■ Given task ■
In the records that follow, show each line where the word "code" is present.
____________
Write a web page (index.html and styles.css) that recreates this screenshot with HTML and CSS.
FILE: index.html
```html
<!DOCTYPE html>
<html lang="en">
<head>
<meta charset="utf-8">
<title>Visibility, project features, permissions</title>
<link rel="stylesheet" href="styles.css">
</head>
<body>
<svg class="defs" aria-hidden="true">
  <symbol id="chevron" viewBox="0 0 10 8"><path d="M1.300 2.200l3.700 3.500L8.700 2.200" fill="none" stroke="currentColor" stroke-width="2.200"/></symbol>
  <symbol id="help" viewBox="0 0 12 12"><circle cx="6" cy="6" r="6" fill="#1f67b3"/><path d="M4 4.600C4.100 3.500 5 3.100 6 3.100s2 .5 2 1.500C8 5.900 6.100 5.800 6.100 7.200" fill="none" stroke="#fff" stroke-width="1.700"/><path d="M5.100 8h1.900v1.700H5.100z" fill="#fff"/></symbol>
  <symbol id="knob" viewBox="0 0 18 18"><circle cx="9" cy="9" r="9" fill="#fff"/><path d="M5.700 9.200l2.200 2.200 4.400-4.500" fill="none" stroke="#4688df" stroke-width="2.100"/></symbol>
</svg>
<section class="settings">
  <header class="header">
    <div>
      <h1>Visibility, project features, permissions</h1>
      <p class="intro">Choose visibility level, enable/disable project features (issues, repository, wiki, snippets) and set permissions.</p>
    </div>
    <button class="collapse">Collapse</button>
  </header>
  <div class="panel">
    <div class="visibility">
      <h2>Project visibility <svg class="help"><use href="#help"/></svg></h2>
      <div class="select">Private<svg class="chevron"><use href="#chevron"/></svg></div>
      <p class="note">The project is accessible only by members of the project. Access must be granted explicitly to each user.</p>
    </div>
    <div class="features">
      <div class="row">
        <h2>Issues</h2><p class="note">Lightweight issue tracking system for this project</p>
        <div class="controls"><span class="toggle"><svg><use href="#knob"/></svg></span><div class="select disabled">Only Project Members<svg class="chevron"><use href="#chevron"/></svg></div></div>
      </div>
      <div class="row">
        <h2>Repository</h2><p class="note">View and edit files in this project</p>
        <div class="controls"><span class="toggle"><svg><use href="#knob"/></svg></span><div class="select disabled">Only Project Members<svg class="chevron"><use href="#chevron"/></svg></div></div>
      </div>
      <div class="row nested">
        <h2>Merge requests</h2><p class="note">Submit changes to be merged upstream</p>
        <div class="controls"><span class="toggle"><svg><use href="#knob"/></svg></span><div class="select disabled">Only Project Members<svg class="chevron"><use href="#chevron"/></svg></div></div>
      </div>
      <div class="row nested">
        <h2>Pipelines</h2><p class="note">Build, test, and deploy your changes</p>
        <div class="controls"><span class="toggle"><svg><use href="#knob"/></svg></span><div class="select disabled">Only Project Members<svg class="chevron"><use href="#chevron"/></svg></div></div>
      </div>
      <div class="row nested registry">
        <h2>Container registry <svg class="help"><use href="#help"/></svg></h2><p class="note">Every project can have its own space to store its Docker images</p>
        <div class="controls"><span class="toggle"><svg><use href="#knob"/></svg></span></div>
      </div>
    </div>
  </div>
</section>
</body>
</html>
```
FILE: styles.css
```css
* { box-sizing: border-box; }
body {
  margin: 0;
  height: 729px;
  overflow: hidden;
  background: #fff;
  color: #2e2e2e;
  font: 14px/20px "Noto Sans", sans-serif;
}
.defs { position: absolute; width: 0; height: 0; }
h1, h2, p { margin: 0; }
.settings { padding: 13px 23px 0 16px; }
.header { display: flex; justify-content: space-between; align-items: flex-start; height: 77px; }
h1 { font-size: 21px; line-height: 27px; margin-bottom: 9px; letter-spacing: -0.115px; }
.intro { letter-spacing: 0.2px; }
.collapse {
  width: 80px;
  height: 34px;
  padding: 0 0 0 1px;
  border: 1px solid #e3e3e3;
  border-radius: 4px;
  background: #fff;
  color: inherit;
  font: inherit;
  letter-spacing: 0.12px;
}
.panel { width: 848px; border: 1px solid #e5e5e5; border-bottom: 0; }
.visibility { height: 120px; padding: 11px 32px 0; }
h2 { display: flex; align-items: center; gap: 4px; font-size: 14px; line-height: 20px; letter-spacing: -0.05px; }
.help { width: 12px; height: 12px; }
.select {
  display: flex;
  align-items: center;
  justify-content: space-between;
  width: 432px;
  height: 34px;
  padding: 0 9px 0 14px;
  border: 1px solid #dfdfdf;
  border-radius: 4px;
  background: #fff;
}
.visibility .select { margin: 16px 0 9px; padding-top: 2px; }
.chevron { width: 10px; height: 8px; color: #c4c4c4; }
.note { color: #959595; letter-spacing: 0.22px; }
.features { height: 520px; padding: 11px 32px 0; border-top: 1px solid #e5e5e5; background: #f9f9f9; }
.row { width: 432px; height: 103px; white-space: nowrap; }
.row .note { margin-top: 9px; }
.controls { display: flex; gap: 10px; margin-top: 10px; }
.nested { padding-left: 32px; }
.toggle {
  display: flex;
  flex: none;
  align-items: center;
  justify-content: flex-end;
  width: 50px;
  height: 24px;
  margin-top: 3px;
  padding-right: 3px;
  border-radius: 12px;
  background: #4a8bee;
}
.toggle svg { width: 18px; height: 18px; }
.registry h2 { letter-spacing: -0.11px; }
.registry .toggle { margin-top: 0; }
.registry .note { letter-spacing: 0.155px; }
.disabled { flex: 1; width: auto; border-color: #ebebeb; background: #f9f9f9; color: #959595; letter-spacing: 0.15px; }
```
____________
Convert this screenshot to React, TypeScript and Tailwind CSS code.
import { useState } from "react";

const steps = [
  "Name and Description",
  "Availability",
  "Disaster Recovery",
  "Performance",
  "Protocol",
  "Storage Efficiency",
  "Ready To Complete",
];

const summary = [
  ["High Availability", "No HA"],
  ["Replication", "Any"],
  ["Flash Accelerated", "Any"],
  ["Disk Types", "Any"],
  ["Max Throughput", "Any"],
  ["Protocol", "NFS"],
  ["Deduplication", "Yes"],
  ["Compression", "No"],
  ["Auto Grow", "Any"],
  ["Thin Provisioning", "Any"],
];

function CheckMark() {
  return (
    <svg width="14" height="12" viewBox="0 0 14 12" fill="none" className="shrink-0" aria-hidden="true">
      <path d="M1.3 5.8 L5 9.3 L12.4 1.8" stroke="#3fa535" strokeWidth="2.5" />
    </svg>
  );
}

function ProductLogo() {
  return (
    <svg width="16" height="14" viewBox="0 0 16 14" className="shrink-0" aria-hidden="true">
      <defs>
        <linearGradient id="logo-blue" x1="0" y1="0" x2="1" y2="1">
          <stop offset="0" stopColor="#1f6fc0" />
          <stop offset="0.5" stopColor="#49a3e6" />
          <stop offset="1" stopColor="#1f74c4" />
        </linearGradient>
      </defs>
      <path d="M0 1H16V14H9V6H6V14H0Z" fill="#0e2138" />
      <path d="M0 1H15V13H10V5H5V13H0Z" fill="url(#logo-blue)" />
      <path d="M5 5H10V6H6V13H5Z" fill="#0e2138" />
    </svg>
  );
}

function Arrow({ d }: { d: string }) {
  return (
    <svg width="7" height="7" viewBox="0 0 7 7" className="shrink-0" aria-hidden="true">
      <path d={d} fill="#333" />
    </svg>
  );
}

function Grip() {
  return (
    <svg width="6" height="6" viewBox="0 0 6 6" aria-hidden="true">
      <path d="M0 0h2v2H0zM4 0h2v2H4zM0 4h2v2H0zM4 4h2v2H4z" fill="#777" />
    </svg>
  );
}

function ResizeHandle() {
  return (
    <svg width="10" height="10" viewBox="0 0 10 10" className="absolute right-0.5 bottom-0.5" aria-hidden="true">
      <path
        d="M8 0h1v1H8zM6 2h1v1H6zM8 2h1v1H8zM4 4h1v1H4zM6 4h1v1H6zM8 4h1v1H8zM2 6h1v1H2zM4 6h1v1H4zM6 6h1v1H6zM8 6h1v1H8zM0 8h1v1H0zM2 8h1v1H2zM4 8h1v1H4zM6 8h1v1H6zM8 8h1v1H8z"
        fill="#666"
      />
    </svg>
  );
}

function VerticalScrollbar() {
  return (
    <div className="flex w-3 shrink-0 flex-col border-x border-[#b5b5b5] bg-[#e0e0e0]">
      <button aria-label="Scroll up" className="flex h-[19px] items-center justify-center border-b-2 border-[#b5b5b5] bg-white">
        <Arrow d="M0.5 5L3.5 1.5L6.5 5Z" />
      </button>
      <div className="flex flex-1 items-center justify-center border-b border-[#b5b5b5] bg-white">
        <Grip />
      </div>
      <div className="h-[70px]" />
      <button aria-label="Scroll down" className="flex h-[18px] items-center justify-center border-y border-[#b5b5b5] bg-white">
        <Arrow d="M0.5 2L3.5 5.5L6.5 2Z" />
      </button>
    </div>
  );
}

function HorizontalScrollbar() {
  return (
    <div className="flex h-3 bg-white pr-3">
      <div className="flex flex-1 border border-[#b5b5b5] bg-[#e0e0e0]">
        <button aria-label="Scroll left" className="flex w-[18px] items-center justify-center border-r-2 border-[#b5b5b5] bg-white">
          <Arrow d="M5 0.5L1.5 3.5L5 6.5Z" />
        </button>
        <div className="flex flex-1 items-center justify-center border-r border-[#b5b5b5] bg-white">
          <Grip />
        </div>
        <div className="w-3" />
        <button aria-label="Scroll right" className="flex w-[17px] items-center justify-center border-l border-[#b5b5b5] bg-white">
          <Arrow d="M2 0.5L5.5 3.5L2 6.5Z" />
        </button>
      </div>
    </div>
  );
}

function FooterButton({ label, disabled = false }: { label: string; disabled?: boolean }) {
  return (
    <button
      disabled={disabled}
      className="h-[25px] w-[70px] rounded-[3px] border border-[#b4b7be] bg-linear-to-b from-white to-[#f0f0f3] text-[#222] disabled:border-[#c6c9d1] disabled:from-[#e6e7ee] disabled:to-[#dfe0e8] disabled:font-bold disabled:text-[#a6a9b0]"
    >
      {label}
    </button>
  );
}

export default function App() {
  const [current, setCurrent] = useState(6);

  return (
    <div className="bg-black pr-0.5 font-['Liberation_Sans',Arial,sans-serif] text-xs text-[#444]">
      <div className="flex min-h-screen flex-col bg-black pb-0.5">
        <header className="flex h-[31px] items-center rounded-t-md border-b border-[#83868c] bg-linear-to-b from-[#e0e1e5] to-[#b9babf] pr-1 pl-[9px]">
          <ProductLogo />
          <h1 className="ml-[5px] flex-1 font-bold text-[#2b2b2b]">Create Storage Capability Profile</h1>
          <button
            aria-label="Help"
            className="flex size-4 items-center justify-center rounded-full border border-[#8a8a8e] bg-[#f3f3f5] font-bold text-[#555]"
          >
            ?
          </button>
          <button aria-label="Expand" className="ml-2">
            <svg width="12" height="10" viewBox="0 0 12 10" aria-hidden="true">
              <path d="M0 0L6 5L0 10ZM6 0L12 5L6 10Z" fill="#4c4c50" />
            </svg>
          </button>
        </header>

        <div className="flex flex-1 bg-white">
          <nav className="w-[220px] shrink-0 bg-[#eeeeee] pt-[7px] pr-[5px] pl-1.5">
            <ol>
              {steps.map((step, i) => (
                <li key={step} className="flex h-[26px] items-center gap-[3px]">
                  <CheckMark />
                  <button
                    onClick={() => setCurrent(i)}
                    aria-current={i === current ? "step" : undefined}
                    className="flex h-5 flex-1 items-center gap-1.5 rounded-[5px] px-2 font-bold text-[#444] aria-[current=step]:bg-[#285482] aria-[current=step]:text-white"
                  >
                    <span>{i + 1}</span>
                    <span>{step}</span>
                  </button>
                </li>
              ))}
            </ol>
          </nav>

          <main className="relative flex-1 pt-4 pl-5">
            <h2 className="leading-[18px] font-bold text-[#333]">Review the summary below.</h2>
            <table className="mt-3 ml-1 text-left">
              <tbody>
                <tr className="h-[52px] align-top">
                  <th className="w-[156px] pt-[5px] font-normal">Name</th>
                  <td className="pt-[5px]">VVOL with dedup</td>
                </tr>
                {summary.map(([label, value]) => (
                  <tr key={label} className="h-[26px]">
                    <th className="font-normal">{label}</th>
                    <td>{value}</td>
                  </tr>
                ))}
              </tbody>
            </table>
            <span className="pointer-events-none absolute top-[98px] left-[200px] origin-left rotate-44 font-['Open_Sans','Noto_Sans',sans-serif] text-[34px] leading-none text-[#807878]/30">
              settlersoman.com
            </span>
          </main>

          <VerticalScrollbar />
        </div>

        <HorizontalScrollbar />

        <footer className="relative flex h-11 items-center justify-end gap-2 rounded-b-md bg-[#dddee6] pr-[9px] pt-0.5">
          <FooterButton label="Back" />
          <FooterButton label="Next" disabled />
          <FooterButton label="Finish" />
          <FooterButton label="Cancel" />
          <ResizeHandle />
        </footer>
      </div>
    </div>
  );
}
____________
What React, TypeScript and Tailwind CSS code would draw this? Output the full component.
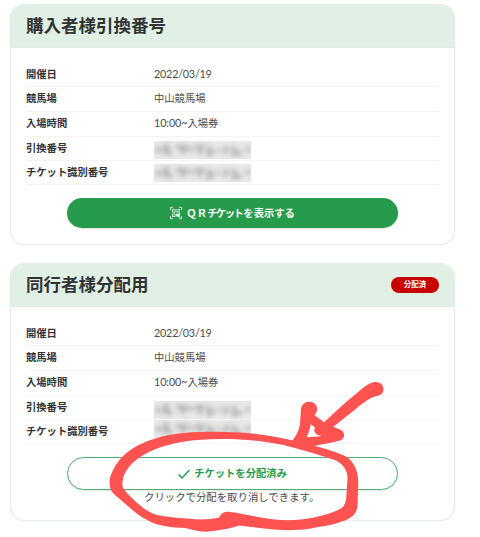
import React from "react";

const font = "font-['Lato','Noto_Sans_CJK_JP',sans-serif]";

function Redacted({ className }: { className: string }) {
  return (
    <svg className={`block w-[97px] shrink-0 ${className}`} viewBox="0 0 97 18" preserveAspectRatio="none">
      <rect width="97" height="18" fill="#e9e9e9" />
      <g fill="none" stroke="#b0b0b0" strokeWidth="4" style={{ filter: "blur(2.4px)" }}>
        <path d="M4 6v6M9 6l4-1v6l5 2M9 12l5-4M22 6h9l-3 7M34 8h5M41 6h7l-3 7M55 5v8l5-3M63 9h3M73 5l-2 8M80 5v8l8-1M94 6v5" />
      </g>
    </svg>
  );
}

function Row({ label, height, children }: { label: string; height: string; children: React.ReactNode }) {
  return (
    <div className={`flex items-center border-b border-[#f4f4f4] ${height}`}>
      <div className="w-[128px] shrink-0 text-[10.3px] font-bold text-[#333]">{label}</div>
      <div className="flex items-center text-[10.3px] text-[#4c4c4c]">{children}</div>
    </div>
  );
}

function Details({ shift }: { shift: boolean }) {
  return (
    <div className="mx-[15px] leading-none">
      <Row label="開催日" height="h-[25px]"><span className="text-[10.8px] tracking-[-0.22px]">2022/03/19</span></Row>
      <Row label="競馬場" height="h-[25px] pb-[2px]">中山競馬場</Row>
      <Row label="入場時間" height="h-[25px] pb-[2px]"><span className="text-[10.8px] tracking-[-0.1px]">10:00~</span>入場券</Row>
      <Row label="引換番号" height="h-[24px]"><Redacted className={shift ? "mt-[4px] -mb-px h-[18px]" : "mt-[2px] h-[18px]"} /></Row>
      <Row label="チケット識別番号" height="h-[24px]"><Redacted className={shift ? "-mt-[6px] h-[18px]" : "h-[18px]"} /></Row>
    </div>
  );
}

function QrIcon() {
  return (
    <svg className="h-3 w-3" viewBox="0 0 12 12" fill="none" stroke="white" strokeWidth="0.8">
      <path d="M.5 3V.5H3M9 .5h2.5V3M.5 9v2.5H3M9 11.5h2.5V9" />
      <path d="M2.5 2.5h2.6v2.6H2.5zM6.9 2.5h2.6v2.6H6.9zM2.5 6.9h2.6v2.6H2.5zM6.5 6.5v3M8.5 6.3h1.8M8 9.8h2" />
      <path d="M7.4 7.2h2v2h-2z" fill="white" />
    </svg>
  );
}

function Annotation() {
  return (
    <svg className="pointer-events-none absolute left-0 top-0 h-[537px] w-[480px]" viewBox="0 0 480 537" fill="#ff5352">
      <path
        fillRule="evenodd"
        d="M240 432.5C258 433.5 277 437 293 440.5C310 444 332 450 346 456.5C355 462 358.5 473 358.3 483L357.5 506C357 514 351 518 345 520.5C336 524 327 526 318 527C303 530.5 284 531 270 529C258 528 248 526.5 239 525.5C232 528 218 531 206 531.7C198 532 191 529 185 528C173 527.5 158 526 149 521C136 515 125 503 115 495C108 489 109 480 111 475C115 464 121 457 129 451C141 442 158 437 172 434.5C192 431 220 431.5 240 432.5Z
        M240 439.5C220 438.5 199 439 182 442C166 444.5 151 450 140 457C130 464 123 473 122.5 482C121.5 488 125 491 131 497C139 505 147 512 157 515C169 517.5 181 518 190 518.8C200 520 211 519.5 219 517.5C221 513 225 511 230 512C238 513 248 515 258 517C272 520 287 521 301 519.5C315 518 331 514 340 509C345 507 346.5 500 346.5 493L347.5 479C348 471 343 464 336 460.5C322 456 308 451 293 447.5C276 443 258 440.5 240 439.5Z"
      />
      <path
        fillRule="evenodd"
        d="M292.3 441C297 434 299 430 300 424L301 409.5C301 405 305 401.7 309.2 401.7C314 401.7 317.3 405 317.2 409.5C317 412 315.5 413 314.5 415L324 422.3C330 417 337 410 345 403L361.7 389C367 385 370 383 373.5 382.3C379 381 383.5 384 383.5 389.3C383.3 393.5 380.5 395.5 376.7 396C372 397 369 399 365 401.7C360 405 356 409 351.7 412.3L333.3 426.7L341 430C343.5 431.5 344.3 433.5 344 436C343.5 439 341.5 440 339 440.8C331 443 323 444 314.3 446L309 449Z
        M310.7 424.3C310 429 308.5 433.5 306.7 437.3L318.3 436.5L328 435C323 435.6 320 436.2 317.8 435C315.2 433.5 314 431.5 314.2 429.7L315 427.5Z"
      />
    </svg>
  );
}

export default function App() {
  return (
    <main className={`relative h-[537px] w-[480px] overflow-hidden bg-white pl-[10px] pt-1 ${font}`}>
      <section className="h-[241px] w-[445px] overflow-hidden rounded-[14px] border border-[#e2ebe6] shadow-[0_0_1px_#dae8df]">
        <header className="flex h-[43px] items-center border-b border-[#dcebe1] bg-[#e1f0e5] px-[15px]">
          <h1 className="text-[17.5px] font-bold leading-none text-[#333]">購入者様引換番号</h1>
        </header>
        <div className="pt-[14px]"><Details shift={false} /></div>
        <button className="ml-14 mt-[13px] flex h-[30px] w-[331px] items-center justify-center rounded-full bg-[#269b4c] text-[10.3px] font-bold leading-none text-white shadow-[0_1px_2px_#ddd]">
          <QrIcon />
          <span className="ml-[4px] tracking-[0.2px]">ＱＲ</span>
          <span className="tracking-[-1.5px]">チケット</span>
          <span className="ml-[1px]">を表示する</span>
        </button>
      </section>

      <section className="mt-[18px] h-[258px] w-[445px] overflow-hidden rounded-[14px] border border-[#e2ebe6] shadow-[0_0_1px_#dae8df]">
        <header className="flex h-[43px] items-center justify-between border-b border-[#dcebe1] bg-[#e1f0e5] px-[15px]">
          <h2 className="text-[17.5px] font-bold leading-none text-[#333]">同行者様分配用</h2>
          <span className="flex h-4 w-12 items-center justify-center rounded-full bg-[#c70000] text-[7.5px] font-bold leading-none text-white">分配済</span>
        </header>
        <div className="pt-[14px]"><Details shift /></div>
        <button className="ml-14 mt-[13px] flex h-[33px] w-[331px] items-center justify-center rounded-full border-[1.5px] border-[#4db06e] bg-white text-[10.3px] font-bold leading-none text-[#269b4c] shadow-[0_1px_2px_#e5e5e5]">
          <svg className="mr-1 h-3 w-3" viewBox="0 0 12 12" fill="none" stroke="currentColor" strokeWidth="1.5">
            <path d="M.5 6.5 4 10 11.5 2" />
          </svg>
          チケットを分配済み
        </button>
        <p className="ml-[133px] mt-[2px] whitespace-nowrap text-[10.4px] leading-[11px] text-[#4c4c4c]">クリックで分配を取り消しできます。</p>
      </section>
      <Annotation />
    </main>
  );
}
____________
■ Full answer ■
Convert this screenshot to React, TypeScript and Tailwind CSS code.
What React, TypeScript and Tailwind CSS code would draw this? Output the full component.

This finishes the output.